Sometimes in the workplace we simply don´t have enough time to get all the data we want to make a decision. As a leader you must show your employees how to make the best decisions they can with the information they have. One of the biggest obstacles for people, no matter where they are on the organizational chart, is their inability to make decisions. It doesn´t matter how brilliant or skilled you are; if you can´t make a decision then you´re stuck and, worse, you can bring a whole project to a standstill.
So how do you teach your people about intuition? Indeed, shouldn´t they just "get" it? After all, we´re talking about gut instincts here. Well, sure, on one level, you want them to just get it, but first you need to define what that means and then you need to let them know that it´s okay for them to rely on their instincts. That´s one of the great things about experience: you´ve been through something so many times that by the 133rd scenario you could write the script. So it´s not just about them trusting themselves; it´s about you trusting them.

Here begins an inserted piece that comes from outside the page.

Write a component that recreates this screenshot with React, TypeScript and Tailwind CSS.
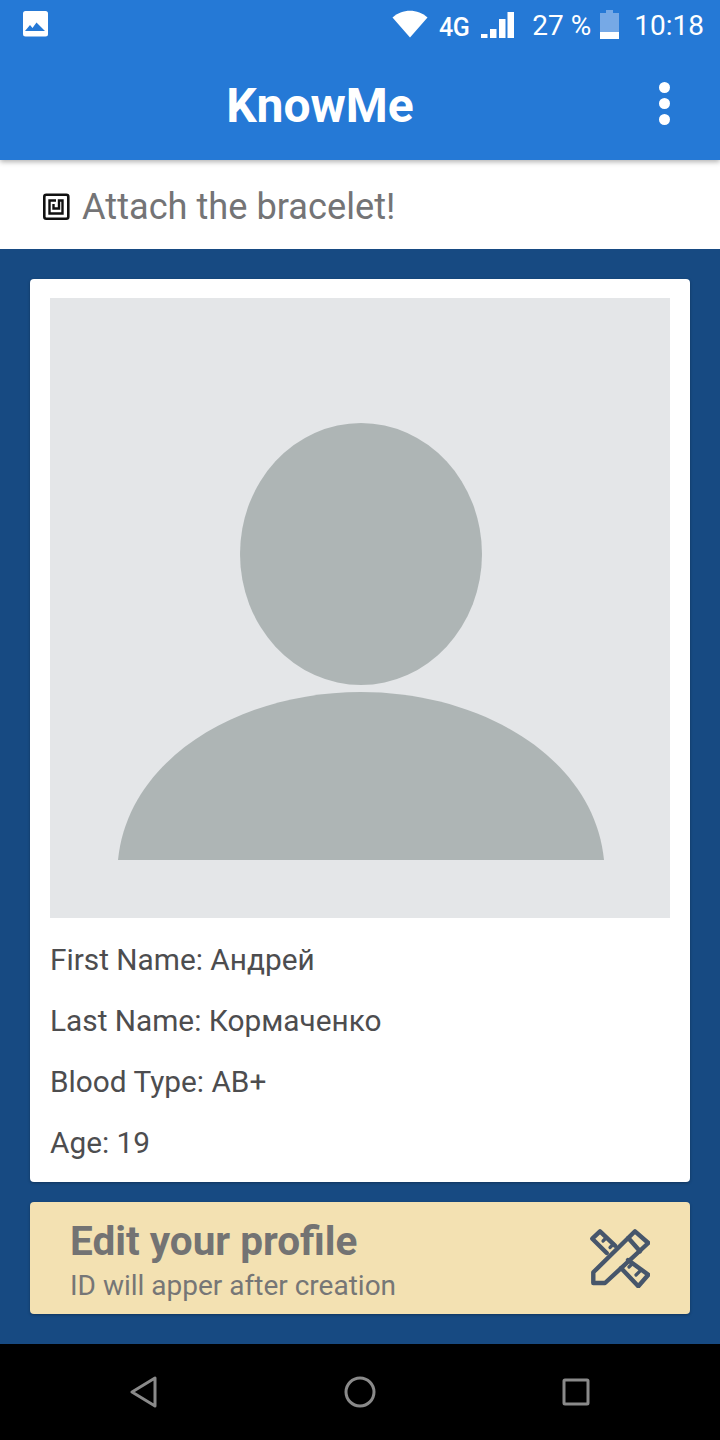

Your objectors might dismiss instinct, gut, and intuition. If you can´t explain it, how can it be true? In many cases, explaining can simply take too long and then an opportunity is lost. Look around your company and think about how intuition plays into decision-making. Are people taking too long to make decisions? Are they collecting too much data before making a decision? Is there any wisdom to the notion that sometimes we need to sleep on a big decision before offering a final word? If a decision is made following a lengthy and even painful stretch of time, are people happy with the outcome or do they question their judgments?
Here´s what the lead researcher, Ap Dijksterhuis at the University of Amsterdam had to say about making snap decisions: "We found that when the choice was for something simple, such as purchasing oven gloves or shampoo, people made better decisions – ones that they remained happy with – if they consciously deliberated over the information . . . But once the decision was more complex such as for a house, too much thinking about it led people to make the wrong choice. Whereas, if their conscious mind was fully occupied on solving puzzles, their unconscious could freely consider all the information and they reached better decisions."